Let me know if any of these work out for you.
Daniel

> On Jul 3, 2019, at 10:22 AM, viraf.bankwalla@yahoo.com.INVALID wrote:
> 
> I am trying document classification using OpenNLP however my data is highly unbalanced (majority class is 97%).  I recognize that I could randomly over/under sample the data set, and am reading up on SMOTE and ADASYN (not sure how to apply these to OpenNLP).

Re: Document Classification with imbalanced data

Posted by Dan Russ <da...@gmail.com>.

Have you considered using outlier detection methods?  I’m not really an expert on this, but maybe you can define your majority class very well, and the other class is the outlier.  Another option may be one-sided classification (https://en.wikipedia.org/wiki/One-class_classification), SVDD is an example of this. Finally, you might want to look at data augmentation techniques.  I am in the middle of some work using conditional GANs, but it is not working out so great for me at the moment.
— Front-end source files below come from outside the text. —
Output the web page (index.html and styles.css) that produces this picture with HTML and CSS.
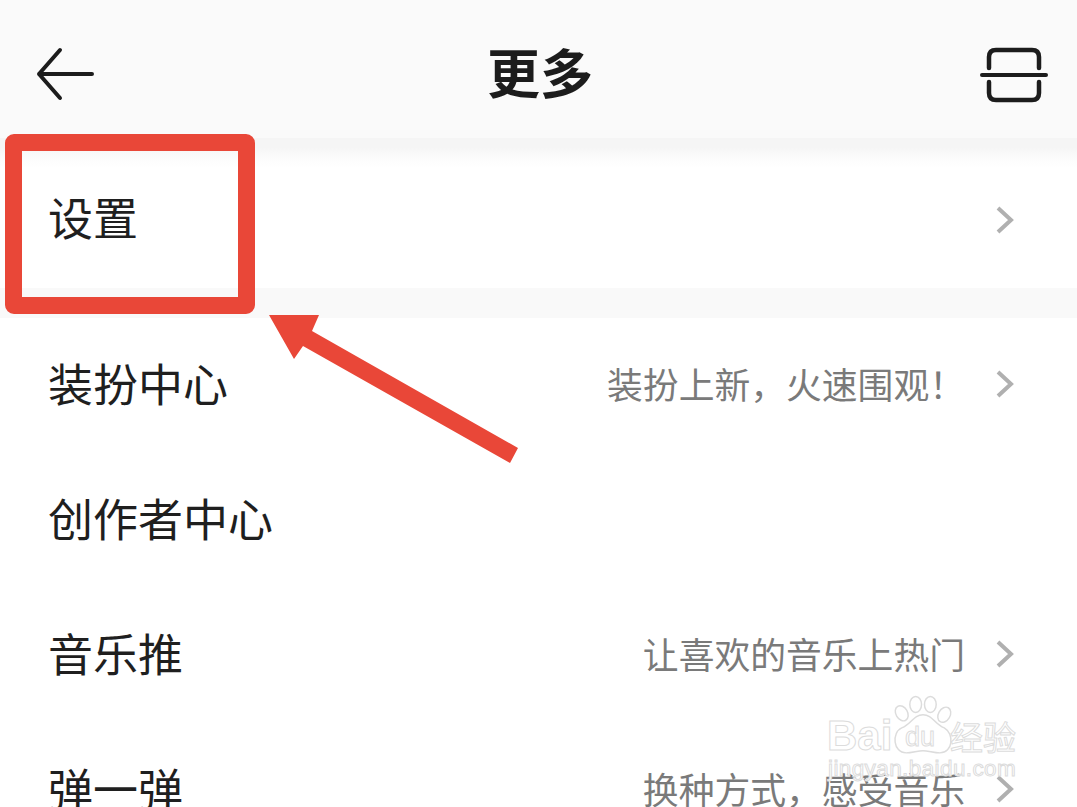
FILE: index.html
```html
<!DOCTYPE html>
<html lang="zh">
<head>
<meta charset="utf-8">
<title>更多</title>
<link rel="stylesheet" href="styles.css">
</head>
<body>
<div class="screen">
  <header class="header">
    <svg class="icon-back" width="60" height="60" viewBox="0 0 60 60"><path d="M24 4 L3 28 L24 52 M3 28 H56" fill="none" stroke="#1c1c1c" stroke-width="4" stroke-linecap="round" stroke-linejoin="round"/></svg>
    <h1 class="title">更多</h1>
    <svg class="icon-scan" width="70" height="60" viewBox="0 0 70 60"><path d="M9 22 V11 Q9 4 16 4 H52 Q59 4 59 11 V22 M9 36 V47 Q9 54 16 54 H52 Q59 54 59 47 V36" fill="none" stroke="#1c1c1c" stroke-width="4.5" stroke-linecap="round"/><path d="M2 29 H66" stroke="#1c1c1c" stroke-width="4" stroke-linecap="round"/></svg>
  </header>
  <div class="band-top"></div>
  <div class="row row-first"><span class="label">设置</span><svg class="chev" width="20" height="30" viewBox="0 0 20 30"><path d="M3 3 L16 15 L3 27" fill="none" stroke="#b0b0b0" stroke-width="4"/></svg></div>
  <div class="band"></div>
  <div class="row"><span class="label">装扮中心</span><span class="sub">装扮上新，火速围观！</span><svg class="chev" width="20" height="30" viewBox="0 0 20 30"><path d="M3 3 L16 15 L3 27" fill="none" stroke="#b0b0b0" stroke-width="4"/></svg></div>
  <div class="row"><span class="label">创作者中心</span></div>
  <div class="row"><span class="label">音乐推</span><span class="sub">让喜欢的音乐上热门</span><svg class="chev" width="20" height="30" viewBox="0 0 20 30"><path d="M3 3 L16 15 L3 27" fill="none" stroke="#b0b0b0" stroke-width="4"/></svg></div>
  <div class="row"><span class="label">弹一弹</span><span class="sub">换种方式，感受音乐</span><svg class="chev" width="20" height="30" viewBox="0 0 20 30"><path d="M3 3 L16 15 L3 27" fill="none" stroke="#b0b0b0" stroke-width="4"/></svg></div>

  <div class="frame"></div>
  <svg class="arrow" width="260" height="160" viewBox="0 0 260 160"><polygon points="9,5 59,5 52,21 258,138 250,153 43,36 34,49" fill="#e94738"/></svg>

  <div class="mark">
    <svg class="paw" width="66" height="66" viewBox="0 0 90 80" fill="#fff" stroke="#dcdcdc" stroke-width="2">
      <ellipse cx="16" cy="24" rx="8" ry="11" transform="rotate(-30 16 24)"/>
      <ellipse cx="35" cy="12" rx="8" ry="11"/>
      <ellipse cx="55" cy="12" rx="8" ry="11"/>
      <ellipse cx="74" cy="26" rx="8" ry="11" transform="rotate(30 74 26)"/>
      <path d="M45 26 C32 26 30 38 16 44 C2 50 4 78 22 78 C30 78 38 75 45 75 C52 75 60 78 68 78 C86 78 88 52 74 44 C60 38 58 26 45 26 Z"/>
    </svg>
    <span class="mark-bai">Bai</span><span class="mark-du">du</span><span class="mark-jy">经验</span>
    <span class="mark-url">jingyan.baidu.com</span>
  </div>
</div>
</body>
</html>
```
FILE: styles.css
```css
* { box-sizing: border-box; }
html, body { margin: 0; padding: 0; background: #fff; }
.screen {
  position: relative;
  width: 1077px;
  height: 807px;
  overflow: hidden;
  background: #fff;
  font-family: "Noto Sans CJK SC", "Noto Sans", sans-serif;
  color: #1c1c1c;
}
.header {
  height: 138px;
  background: #fafafa;
  display: flex;
  align-items: center;
  justify-content: space-between;
  padding: 0 27px 0 36px;
  position: relative;
}
.icon-back { display: block; margin-top: 14px; }
.icon-scan { display: block; margin-top: 14px; }
.title {
  margin: 0;
  font-size: 53px;
  font-weight: 700;
  line-height: 60px;
  position: absolute;
  left: 487px;
  top: 41px;
}
.band-top { height: 30px; background: linear-gradient(#f5f5f5, #f5f5f5 30%, #fcfcfc 70%, #fff); }
.band { height: 30px; background: #f9f9f9; }
.row {
  height: 135px;
  background: #fff;
  display: flex;
  align-items: center;
  padding: 0 62px 5px 48px;
  gap: 30px;
}
.row-first { height: 120px; padding-bottom: 16px; }
.row-first .label { margin-bottom: 6px; }
.row-first .chev { margin-top: 0; }
.label { font-size: 45px; line-height: 60px; margin-right: auto; color: #1f1f1f; }
.sub { font-size: 35.8px; line-height: 50px; color: #7a7a7a; }
.chev { display: block; flex: none; margin-top: 2px; }
.frame {
  position: absolute;
  left: 5px;
  top: 134px;
  width: 250px;
  height: 180px;
  border: 17px solid #e94738;
  border-radius: 9px;
}
.arrow { position: absolute; left: 260px; top: 310px; }
.mark { position: absolute; left: 820px; top: 685px; width: 257px; height: 100px; }
.paw { position: absolute; left: 70px; top: 7px; }
.mark-bai, .mark-du, .mark-jy, .mark-url {
  position: absolute;
  color: #fff;
  -webkit-text-stroke: 1px #dcdcdc;
  font-family: "Liberation Sans", sans-serif;
}
.mark-bai { left: 7px; top: 26px; font-size: 42px; line-height: 50px; font-weight: 700; }
.mark-du { left: 85px; top: 37px; font-size: 27px; line-height: 30px; }
.mark-jy { left: 130px; top: 29px; font-size: 33px; line-height: 44px; font-family: "Noto Sans CJK SC", sans-serif; }
.mark-url { left: 8px; top: 71px; font-size: 22.5px; line-height: 26px; letter-spacing: 0.4px; }
```
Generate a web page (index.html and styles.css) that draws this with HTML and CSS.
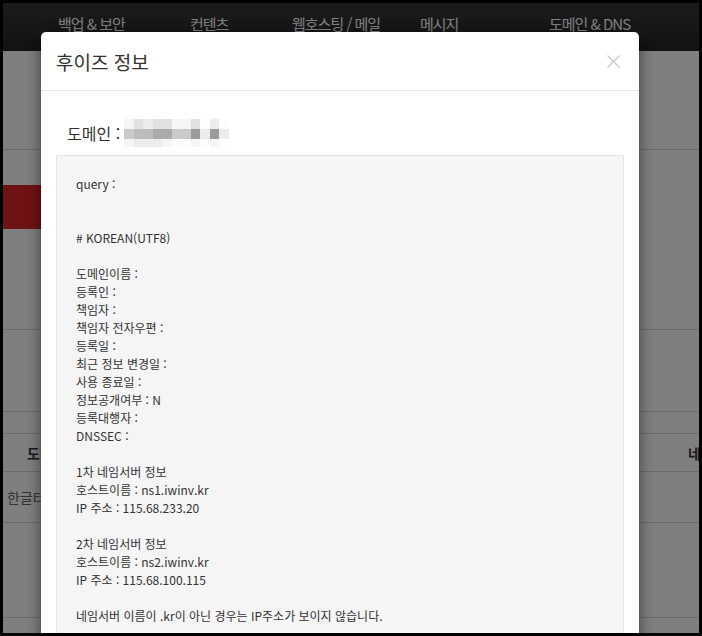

Let me know if any of these work out for you.
Daniel

> On Jul 3, 2019, at 10:22 AM, viraf.bankwalla@yahoo.com.INVALID wrote:
> 
> I am trying document classification using OpenNLP however my data is highly unbalanced (majority class is 97%).  I recognize that I could randomly over/under sample the data set, and am reading up on SMOTE and ADASYN (not sure how to apply these to OpenNLP).